Despite some automatic dancing (excepting Kieron Cindric, who gestured and gyrated like a pro), the acting was delightful. One audience member described female lead Sarah Dooley as “the shit,” and she was. Another commented that Lauren Glover “managed to make herself as large as Judith Shapiro, which is impressive, because she’s a small girl.” Michael Snyder was appropriately forlorn as a Cornell transfer, and Will Snider hammed it up as a conflicted, sinister James McShane. (Prompting this reviewer to wonder: Do the real people depicted in the V-Show feel strange about random students fictionalizing and mocking their lives?)

The spot-on send-ups of the fall semester controversies were well played indeed. Ahmadinejad, the hunger strike, and the hate crimes all had their turn and, in each case, got their due.

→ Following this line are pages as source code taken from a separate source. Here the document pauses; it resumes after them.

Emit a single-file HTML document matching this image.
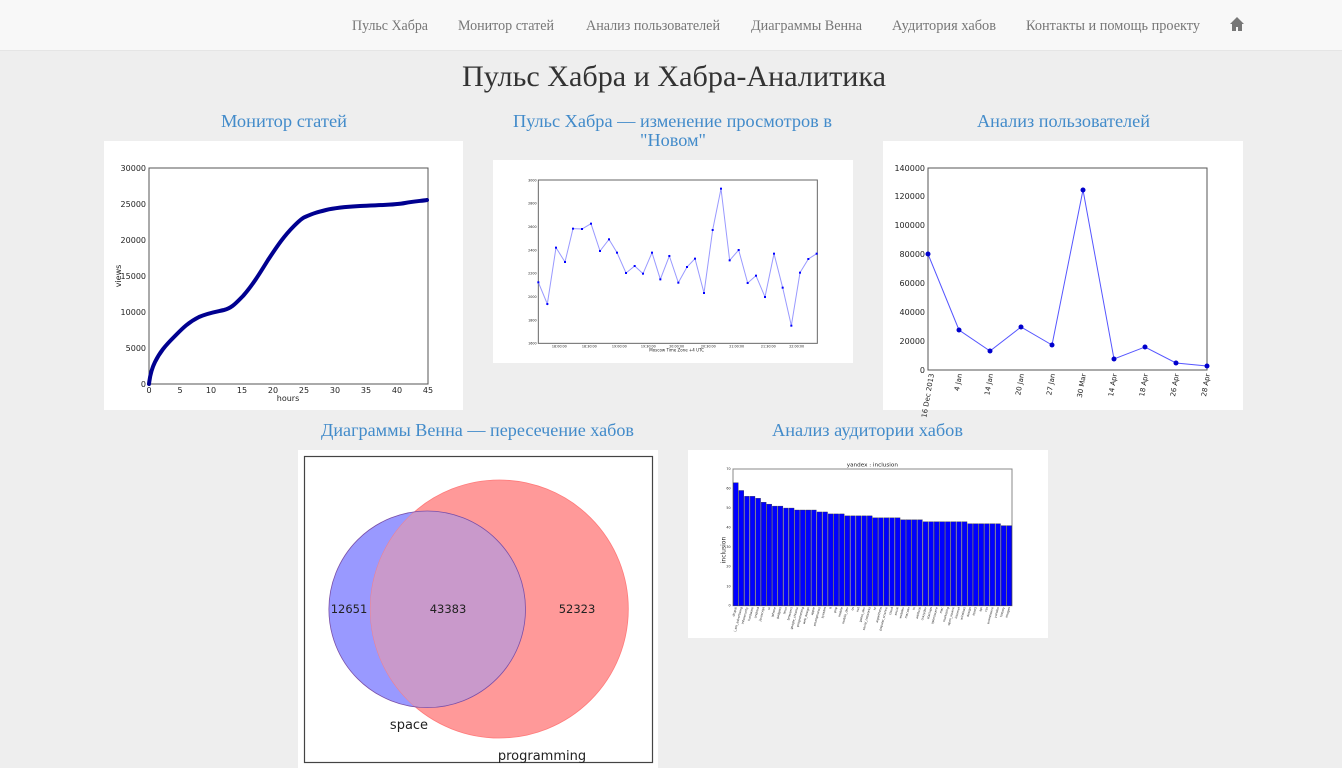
<!DOCTYPE html>
<html><head><meta charset="utf-8"><style>
html,body{margin:0;padding:0;background:#eeeeee;width:1342px;height:768px;overflow:hidden}
svg{display:block}
.nav{font-family:"Liberation Serif","Noto Serif CJK SC",serif;font-size:15px;fill:#777}
.t{font-family:"Liberation Serif","Noto Serif CJK SC",serif;font-size:18px;fill:#428bca}
.s{font-family:"DejaVu Sans","Liberation Sans",sans-serif;fill:#222}
</style></head><body>
<svg width="1342" height="768" viewBox="0 0 1342 768" xmlns="http://www.w3.org/2000/svg">
<defs><clipPath id="bc"><circle cx="427.2" cy="609.3" r="98.3"/></clipPath></defs>
<rect x="0" y="0" width="1342" height="50" fill="#f8f8f8"/>
<rect x="0" y="50" width="1342" height="1" fill="#e5e5e5"/>
<text class="nav" x="352" y="30" textLength="76" lengthAdjust="spacingAndGlyphs">Пульс Хабра</text>
<text class="nav" x="458" y="30" textLength="96" lengthAdjust="spacingAndGlyphs">Монитор статей</text>
<text class="nav" x="586" y="30" textLength="134" lengthAdjust="spacingAndGlyphs">Анализ пользователей</text>
<text class="nav" x="751" y="30" textLength="111" lengthAdjust="spacingAndGlyphs">Диаграммы Венна</text>
<text class="nav" x="892" y="30" textLength="104" lengthAdjust="spacingAndGlyphs">Аудитория хабов</text>
<text class="nav" x="1026" y="30" textLength="174" lengthAdjust="spacingAndGlyphs">Контакты и помощь проекту</text>
<path d="M1237 17 L1230 24 L1232 24 L1232 31 L1236 31 L1236 27 L1238 27 L1238 31 L1242 31 L1242 24 L1244 24 Z" fill="#777"/>
<text x="462" y="86" font-family="Liberation Serif,serif" font-size="30" fill="#333" textLength="424" lengthAdjust="spacingAndGlyphs">Пульс Хабра и Хабра-Аналитика</text>
<text class="t" x="221" y="127" textLength="126" lengthAdjust="spacingAndGlyphs">Монитор статей</text>
<text class="t" x="513" y="127" textLength="319" lengthAdjust="spacingAndGlyphs">Пульс Хабра — изменение просмотров в</text>
<text class="t" x="640" y="146" textLength="66" lengthAdjust="spacingAndGlyphs">"Новом"</text>
<text class="t" x="977" y="127" textLength="173" lengthAdjust="spacingAndGlyphs">Анализ пользователей</text>
<text class="t" x="321" y="436" textLength="313" lengthAdjust="spacingAndGlyphs">Диаграммы Венна — пересечение хабов</text>
<text class="t" x="772" y="436" textLength="191" lengthAdjust="spacingAndGlyphs">Анализ аудитории хабов</text>

<rect x="104" y="141" width="359" height="269" fill="#fff"/>
<rect x="149" y="168" width="279" height="216" fill="none" stroke="#555" stroke-width="1"/>
<g class="s" font-size="8" text-anchor="end">
<text x="146" y="387">0</text><text x="146" y="351">5000</text><text x="146" y="315">10000</text><text x="146" y="279">15000</text><text x="146" y="243">20000</text><text x="146" y="207">25000</text><text x="146" y="171">30000</text>
</g>
<g class="s" font-size="8" text-anchor="middle">
<text x="149" y="393">0</text><text x="180" y="393">5</text><text x="211" y="393">10</text><text x="242" y="393">15</text><text x="273" y="393">20</text><text x="304" y="393">25</text><text x="335" y="393">30</text><text x="366" y="393">35</text><text x="397" y="393">40</text><text x="428" y="393">45</text>
<text x="288" y="401">hours</text>
<text x="0" y="0" transform="translate(121,276) rotate(-90)">views</text>
</g>
<path d="M149 384 C150 375 152 368 155 362 C160 352 165 346 174 337 C181 330 187 323 199 317 C208 313 215 312 224 310 C232 308 236 303 243 296 C252 286 260 273 268 260 C276 248 283 237 294 226 C298 222 302 218 305 217 C314 213 318 212 326 210 C334 208 342 207 360 206 C380 205 395 205 405 203 C415 201 422 201 427 200" fill="none" stroke="#000090" stroke-width="4" stroke-linecap="round"/>

<rect x="493" y="160" width="360" height="203" fill="#fff"/>
<svg x="490" y="160" width="365" height="205" viewBox="0 0 1095 615">
<rect x="145" y="60" width="837" height="490" fill="none" stroke="#666" stroke-width="3"/>
<polyline fill="none" stroke="#9999ff" stroke-width="3" points="145,367 172,432 198,263 225,306 249,206 276,207 303,191 330,273 357,238 381,278 408,339 434,318 459,341 486,278 511,358 538,288 565,368 591,321 615,296 642,399 668,210 693,86 719,301 746,270 773,369 798,347 825,411 852,281 878,383 904,497 930,338 955,297 980,281"/>
<g fill="#00f"><rect x="142" y="364" width="6" height="6"/><rect x="169" y="429" width="6" height="6"/><rect x="195" y="260" width="6" height="6"/><rect x="222" y="303" width="6" height="6"/><rect x="246" y="203" width="6" height="6"/><rect x="273" y="204" width="6" height="6"/><rect x="300" y="188" width="6" height="6"/><rect x="327" y="270" width="6" height="6"/><rect x="354" y="235" width="6" height="6"/><rect x="378" y="275" width="6" height="6"/><rect x="405" y="336" width="6" height="6"/><rect x="431" y="315" width="6" height="6"/><rect x="456" y="338" width="6" height="6"/><rect x="483" y="275" width="6" height="6"/><rect x="508" y="355" width="6" height="6"/><rect x="535" y="285" width="6" height="6"/><rect x="562" y="365" width="6" height="6"/><rect x="588" y="318" width="6" height="6"/><rect x="612" y="293" width="6" height="6"/><rect x="639" y="396" width="6" height="6"/><rect x="665" y="207" width="6" height="6"/><rect x="690" y="83" width="6" height="6"/><rect x="716" y="298" width="6" height="6"/><rect x="743" y="267" width="6" height="6"/><rect x="770" y="366" width="6" height="6"/><rect x="795" y="344" width="6" height="6"/><rect x="822" y="408" width="6" height="6"/><rect x="849" y="278" width="6" height="6"/><rect x="875" y="380" width="6" height="6"/><rect x="901" y="494" width="6" height="6"/><rect x="927" y="335" width="6" height="6"/><rect x="952" y="294" width="6" height="6"/><rect x="977" y="278" width="6" height="6"/></g>
<g class="s" font-size="10" fill="#666" text-anchor="end"><text x="140" y="64">3000</text><text x="140" y="134">2800</text><text x="140" y="204">2600</text><text x="140" y="274">2400</text><text x="140" y="344">2200</text><text x="140" y="414">2000</text><text x="140" y="484">1800</text><text x="140" y="554">1600</text></g>
<g class="s" font-size="10" fill="#666" text-anchor="middle"><text x="208" y="562">18:00:00</text><text x="298" y="562">18:30:00</text><text x="388" y="562">19:00:00</text><text x="475" y="562">19:30:00</text><text x="560" y="562">20:00:00</text><text x="655" y="562">20:30:00</text><text x="740" y="562">21:00:00</text><text x="835" y="562">21:30:00</text><text x="920" y="562">22:00:00</text><text x="560" y="575" font-size="12">Moscow Time Zone +4 UTC</text></g>
</svg>

<rect x="883" y="141" width="360" height="269" fill="#fff"/>
<rect x="928" y="168" width="279" height="202" fill="none" stroke="#555"/>
<g class="s" font-size="8" text-anchor="end">
<text x="925" y="373">0</text><text x="925" y="344">20000</text><text x="925" y="315">40000</text><text x="925" y="286">60000</text><text x="925" y="257">80000</text><text x="925" y="228">100000</text><text x="925" y="199">120000</text><text x="925" y="171">140000</text>
</g>
<g class="s" font-size="7" text-anchor="end">
<text transform="translate(934,374) rotate(-80)">16 Dec 2013</text><text transform="translate(962,374) rotate(-80)">4 Jan</text><text transform="translate(993,374) rotate(-80)">14 Jan</text><text transform="translate(1024,374) rotate(-80)">20 Jan</text><text transform="translate(1055,374) rotate(-80)">27 Jan</text><text transform="translate(1086,374) rotate(-80)">30 Mar</text><text transform="translate(1117,374) rotate(-80)">14 Apr</text><text transform="translate(1148,374) rotate(-80)">18 Apr</text><text transform="translate(1179,374) rotate(-80)">26 Apr</text><text transform="translate(1210,374) rotate(-80)">28 Apr</text>
</g>
<polyline fill="none" stroke="#5555ff" stroke-width="1" points="928,254 959,330 990,351 1021,327 1052,345 1083,190 1114,359 1145,347 1176,363 1207,366"/>
<g fill="#0000cc"><circle cx="928" cy="254" r="2.5"/><circle cx="959" cy="330" r="2.5"/><circle cx="990" cy="351" r="2.5"/><circle cx="1021" cy="327" r="2.5"/><circle cx="1052" cy="345" r="2.5"/><circle cx="1083" cy="190" r="2.5"/><circle cx="1114" cy="359" r="2.5"/><circle cx="1145" cy="347" r="2.5"/><circle cx="1176" cy="363" r="2.5"/><circle cx="1207" cy="366" r="2.5"/></g>

<rect x="298" y="450" width="360" height="318" fill="#fff"/>
<rect x="304.5" y="456.5" width="348" height="306" fill="none" stroke="#444" stroke-width="1.2"/>
<circle cx="427.2" cy="609.3" r="98.3" fill="#9999ff"/>
<circle cx="499.3" cy="609" r="129" fill="#ff9999" stroke="#ff7a7a" stroke-width="0.8"/>
<circle cx="499.3" cy="609" r="129" fill="#c999cb" clip-path="url(#bc)"/>
<circle cx="427.2" cy="609.3" r="98.3" fill="none" stroke="#7a4fa8" stroke-width="0.8"/>
<g class="s" font-size="11.5" fill="#111" text-anchor="middle">
<text x="349" y="613">12651</text><text x="448" y="613">43383</text><text x="577" y="613">52323</text>
<text x="409" y="729" font-size="13">space</text><text x="542" y="760" font-size="13">programming</text>
</g>

<rect x="688" y="450" width="360" height="188" fill="#fff"/>
<svg x="688" y="450" width="360" height="190" viewBox="0 0 1080 570">
<rect x="135" y="57" width="837" height="410" fill="none" stroke="#888" stroke-width="3"/>
<g id="bars" fill="#0000ff" stroke="#333" stroke-width="1"></g>
<text x="553" y="50" class="s" font-size="17" text-anchor="middle">yandex : inclusion</text>
<text class="s" font-size="18" transform="translate(112,300) rotate(-90)" text-anchor="middle">inclusion</text>
<g class="s" font-size="10" text-anchor="end"><text x="128" y="470">0</text><text x="128" y="412">10</text><text x="128" y="353">20</text><text x="128" y="294">30</text><text x="128" y="236">40</text><text x="128" y="177">50</text><text x="128" y="119">60</text><text x="128" y="60">70</text></g>
<g id="lbl" class="s" font-size="9" fill="#333" text-anchor="end"></g>
</svg>
</svg>
<script>
var v=[63,59,56,56,55,53,52,51,51,50,50,49,49,49,49,48,48,47,47,47,46,46,46,46,46,45,45,45,45,45,44,44,44,44,43,43,43,43,43,43,43,43,42,42,42,42,42,42,41,41];
var n=["drupal","i_am_advertising","infosecurity","hardware","android","javascript","ui","iphone","gadgets","linux","browsers","google_chrome","programming","web_design","apple","smartphones","sysadm","it","php","mobile","mobile_dev","os","net","game_dev","social_networks","hr","algorithms","popular_science","cloud","social","webdev","macosx","hi","artificial","crazydev","startups","opensource","mac","marketing","open_source","internet","windows","design","html5","api","css","ecommerce","yandex","history","images"];
var g=document.getElementById('bars'),l=document.getElementById('lbl'),h='',t='',w=837/50;
for(var i=0;i<50;i++){var x=135+i*w,y=467-v[i]*410/70;h+='<rect x="'+(x+1)+'" y="'+y+'" width="'+(w-2)+'" height="'+(467-y)+'"/>';t+='<text transform="translate('+(x+w/2+3)+',472) rotate(-75)">'+n[i]+'</text>';}
g.innerHTML=h;l.innerHTML=t;
</script>
</body></html>
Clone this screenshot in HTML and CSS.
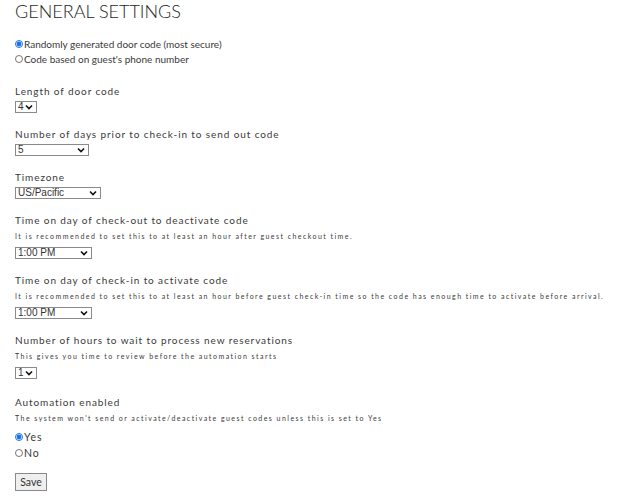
FILE: index.html
```html
<!DOCTYPE html>
<html>
  <head>
    <link rel="stylesheet" href="styles.css">
  </head>
  <body>
    <div class="settings">
      <h1>GENERAL SETTINGS</h1>

      <div class="choices top-choices">
        <label class="choice"><input type="radio" name="codetype" checked>Randomly generated door code (most secure)</label>
        <label class="choice"><input type="radio" name="codetype">Code based on guest's phone number</label>
      </div>

      <div class="field">
        <div class="label">Length of door code</div>
        <select class="sel sel-xs"><option>4</option></select>
      </div>

      <div class="field">
        <div class="label">Number of days prior to check-in to send out code</div>
        <select class="sel sel-md"><option>5</option></select>
      </div>

      <div class="field">
        <div class="label">Timezone</div>
        <select class="sel sel-lg"><option>US/Pacific</option></select>
      </div>

      <div class="field">
        <div class="label">Time on day of check-out to deactivate code</div>
        <div class="hint">It is recommended to set this to at least an hour after guest checkout time.</div>
        <select class="sel sel-time"><option>1:00 PM</option></select>
      </div>

      <div class="field">
        <div class="label">Time on day of check-in to activate code</div>
        <div class="hint">It is recommended to set this to at least an hour before guest check-in time so the code has enough time to activate before arrival.</div>
        <select class="sel sel-time"><option>1:00 PM</option></select>
      </div>

      <div class="field">
        <div class="label">Number of hours to wait to process new reservations</div>
        <div class="hint">This gives you time to review before the automation starts</div>
        <select class="sel sel-xs"><option>1</option></select>
      </div>

      <div class="field auto">
        <div class="label">Automation enabled</div>
        <div class="hint">The system won't send or activate/deactivate guest codes unless this is set to Yes</div>
        <div class="choices spaced">
          <label class="choice"><input type="radio" name="auto" checked>Yes</label>
          <label class="choice"><input type="radio" name="auto">No</label>
        </div>
      </div>

      <button class="save">Save</button>
    </div>
  </body>
</html>
```

FILE: styles.css
```css
/* reset */
* { margin: 0; padding: 0; box-sizing: border-box; }

body {
  background: white;
  color: #3a3a3a;
  font-family: "Lato", "Noto Sans", sans-serif;
}

.settings { padding: 0 15px; }

h1 {
  font-size: 18px;
  font-weight: 300;
  line-height: 22px;
  color: #1e1e1e;
  letter-spacing: 0;
}

/* radio rows */
.choices { display: flex; flex-direction: column; }
.top-choices { margin-top: 14px; }
.choice {
  display: flex;
  align-items: center;
  height: 15px;
  font-size: 10px;
}
.spaced .choice { height: 16px; letter-spacing: 1px; font-size: 10.5px; }
.choice input {
  width: 8px;
  height: 8px;
  margin: 0 1px 0 0;
  accent-color: #1a73e8;
}

/* fields */
.field { margin-top: 14px; }
.top-choices + .field { margin-top: 18px; }
.auto { margin-top: 16px; }
.label {
  font-size: 10px;
  line-height: 14px;
  letter-spacing: 0.9px;
  margin-bottom: 3px;
}
.hint {
  font-size: 7px;
  line-height: 10px;
  letter-spacing: 1.45px;
  margin: 4px 0 6px;
}

.sel {
  display: block;
  appearance: none;
  height: 12px;
  border: 1px solid #8a8a8a;
  border-radius: 0;
  background: white url("data:image/svg+xml,%3Csvg xmlns='http://www.w3.org/2000/svg' width='8' height='6'%3E%3Cpath d='M1 1.5l3 3 3-3' fill='none' stroke='%23111' stroke-width='1.6'/%3E%3C/svg%3E") no-repeat right 3px center;
  font-family: "Liberation Sans", sans-serif;
  font-size: 10px;
  line-height: 10px;
  padding: 0 0 0 2px;
  color: #333;
}
.sel-xs { width: 22px; }
.sel-md { width: 74px; }
.sel-lg { width: 86px; }
.sel-time { width: 77px; }

.save {
  margin-top: 12px;
  width: 32px;
  height: 18px;
  border: 1px solid #8a8a8a;
  background: #efefef;
  font-family: "Lato", sans-serif;
  font-size: 10.5px;
  color: #333;
}
```
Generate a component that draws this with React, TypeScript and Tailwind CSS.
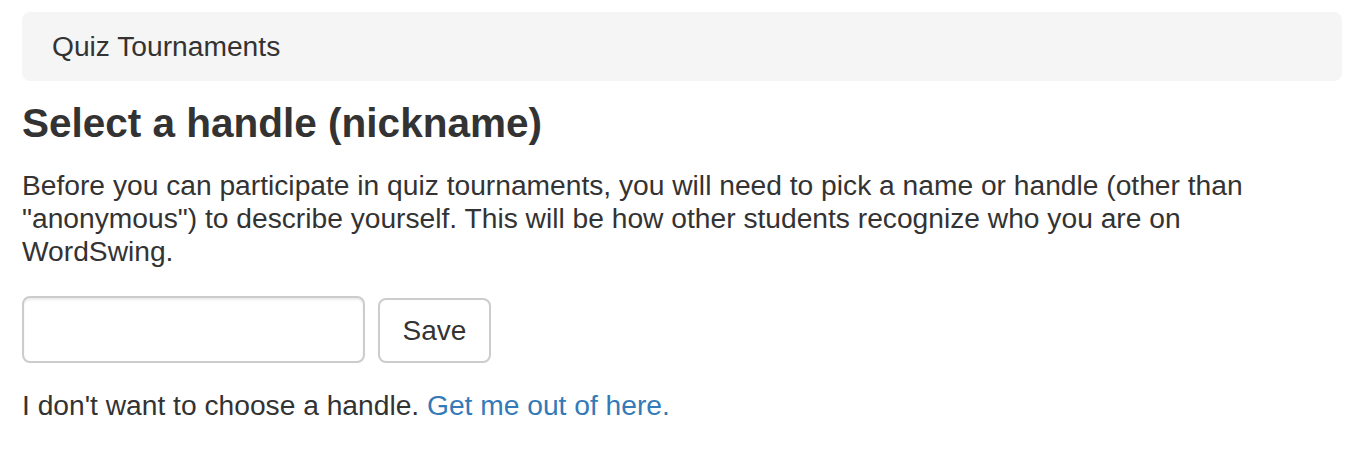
import React from "react";

export default function App() {
  return (
    <div
      className="w-[1354px] h-[462px] bg-white pl-[22px] pr-[12px] pt-[12px] text-[#333333]"
      style={{ fontFamily: '"Liberation Sans", Arial, Helvetica, sans-serif' }}
    >
      <div className="rounded-[8px] bg-[#f5f5f5] px-[30px] py-[18px] text-[28.2px] leading-[33px]">
        Quiz Tournaments
      </div>
      <h3 className="mt-[20px] text-[40.5px] font-bold leading-[44.5px]">
        Select a handle (nickname)
      </h3>
      <p className="mt-[23.5px] max-w-[1290px] text-[28.2px] leading-[33px]">
        Before you can participate in quiz tournaments, you will need to pick a name or handle (other than
        "anonymous") to describe yourself. This will be how other students recognize who you are on WordSwing.
      </p>
      <div className="mt-[28px] flex items-end gap-[13px]">
        <input
          type="text"
          className="h-[67px] w-[343px] rounded-[8px] border-[2px] border-[#cccccc] bg-white px-[20px] text-[28px] shadow-[inset_0_2px_2px_rgba(0,0,0,0.075)] outline-none"
        />
        <button className="h-[65px] w-[113px] rounded-[8px] border-[2px] border-[#cccccc] bg-white text-[28px] leading-[33px] text-[#333333]">
          Save
        </button>
      </div>
      <p className="mt-[26px] text-[28.2px] leading-[33px]">
        I don't want to choose a handle.{" "}
        <a href="#" className="text-[#337ab7]">
          Get me out of here.
        </a>
      </p>
    </div>
  );
}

In these scenes, it was the details that brought the laughs—the carefully placed Gatorade bottles around the strikers’ tents, the pitch-perfect parody of “We do not have homosexuals in our country, I do not know who told you that,” and the denunciation of anything written in Lewisohn bathrooms as automatic hate-speech reminded us of how truly absurd the real-life events had been. Remarked another V-Show-goer, “I kind of forgot about that. I can’t believe that actually happened.”

In its best moments, it was witty, cathartic (another overheard: “It made me feel good to realize everyone else hates it here too”), and inspirational (Alma Mater and Alexander Hamilton dispensing advice is always a sure-fire way to tug at latent school pride). In its worst, it was narrow and crass. But, all said, the former elements overwhelmed the latter, and damned if we weren’t all giddy, humming and smiling, when we stepped into the cold, wet night.